Let's see what inferiority of one good in the two-good case implies. Look up Silberberg's "The Structure of Economics" (still one of the best undergraduate microeconomics textbooks ever written), ch. 10 for more details.
Utility maximization is described by (stars denote optimal levels)
$$U_A(A^*,B^*) - \lambda^*p_A \equiv 0$$
$$U_B(A^*,B^*) - \lambda^*p_B \equiv 0$$
$$y- p_AA^* - p_BB^* \equiv 0$$
and note the use of the identity symbol instead of simple equality -these relations always hold at the optimum. Then we can differentiate both sides and maintain the identity. Do that and solve the $3 \times 3$ system of equations to determine the various derivatives, and you will find that if good $A$ is inferior, $\frac {\partial A^*}{\partial y} <0$, then we must have that
$$p_AU^*_{BB}> p_BU^*_{AB}$$
If we are willing to accept $U_{BB} >0$, then the cross-partial $U_{AB}$ can be zero, and we can have a utility function as the one mentioned in @BKay 's answer.
But if we want to maintain $U_{BB} <0$, then it must be the case that $U_{AB}$, the cross-partial derivative of the utility function must also be strictly negative (and so not-zero). This in turn implies preferences that are not separable, additively or multiplicatively.
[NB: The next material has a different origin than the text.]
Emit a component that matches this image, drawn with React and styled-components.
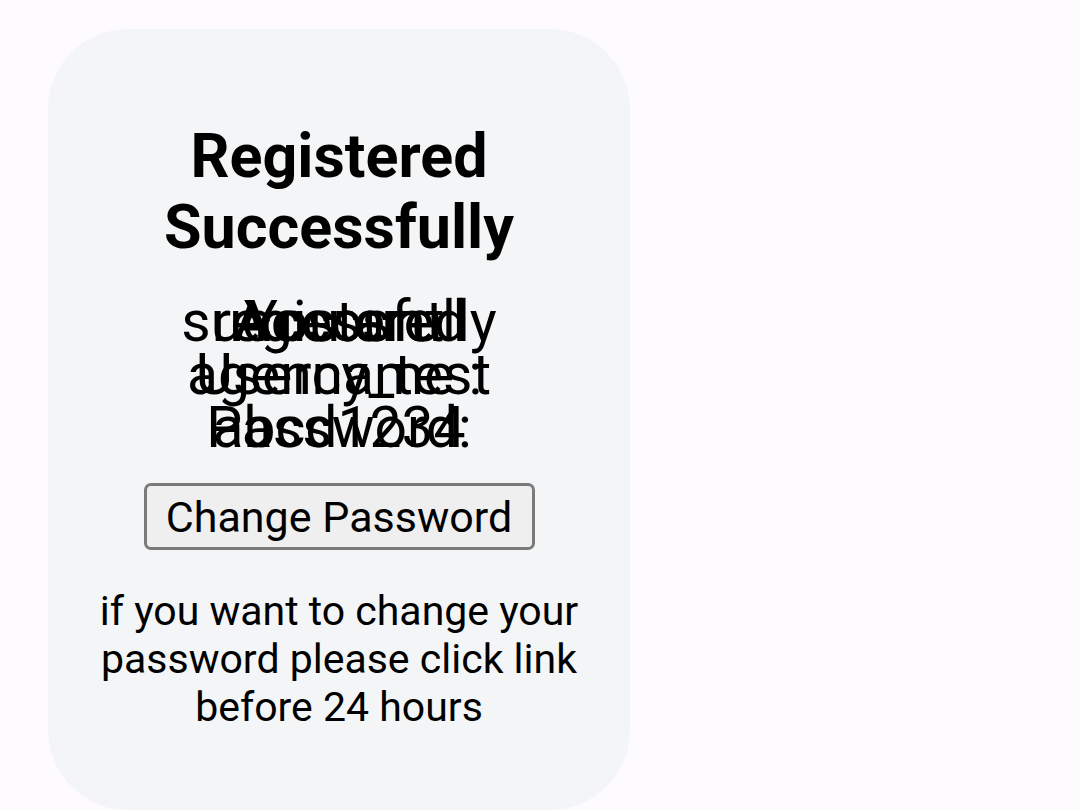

Perhaps you can consider something like
$$U(A,B) =\ln\left[aA^k + bB^h\right]$$
and all four parameters positive. For example, for values, $a=5, k=0.4, b=0.2, h=0.8$ the indifference map is
My conjecture is that for $0<h<1$ you may be able to have all the standard setup together with inferiority of $A$ (and for suitable values of prices and the other parameters of course). Find the first order conditions, substitute for $B$ in terms of $A$ in the budget constraint, and use the implicit function theorem to determine the conditions on the parameters required for $\frac {\partial A^*}{\partial y} <0$. And don't forget to check whether these conditions are compatible with the second-order conditions for utility maximization.
COMMENT October 7, 2015
Some comments in this answer appear to me to confound the issue of preference representation and preservation of preference ranking under monotonic transformations, with the "inferiority" property of a good. Preferences and their representation have nothing to do with the existence of a budget constraint. On the other hand, "inferiority" has everything to do with the existence of a budget constraint, and how it affects choices (not preferences) as it changes.
And monotonic transfomration do not leave everything "unchanged". Consider the utility function $V = A^k+ B^h$, and its monotonic transformation $U =\ln(A^k+ B^h)$. One can easily see that while $\frac {\partial^2 V}{\partial AB} = 0$, we have that $\frac {\partial^2 U}{\partial AB} \neq 0$. In other words, monotonic transformations may preserve the ranking of bundles, but this does not mean that they give the same relations between goods. And as I have written above, the property of "inferiority" depends on the signs and relative magnitudes of the second partial derivatives of the utility function used, signs and relative magnitudes that depend on the actual functional form used.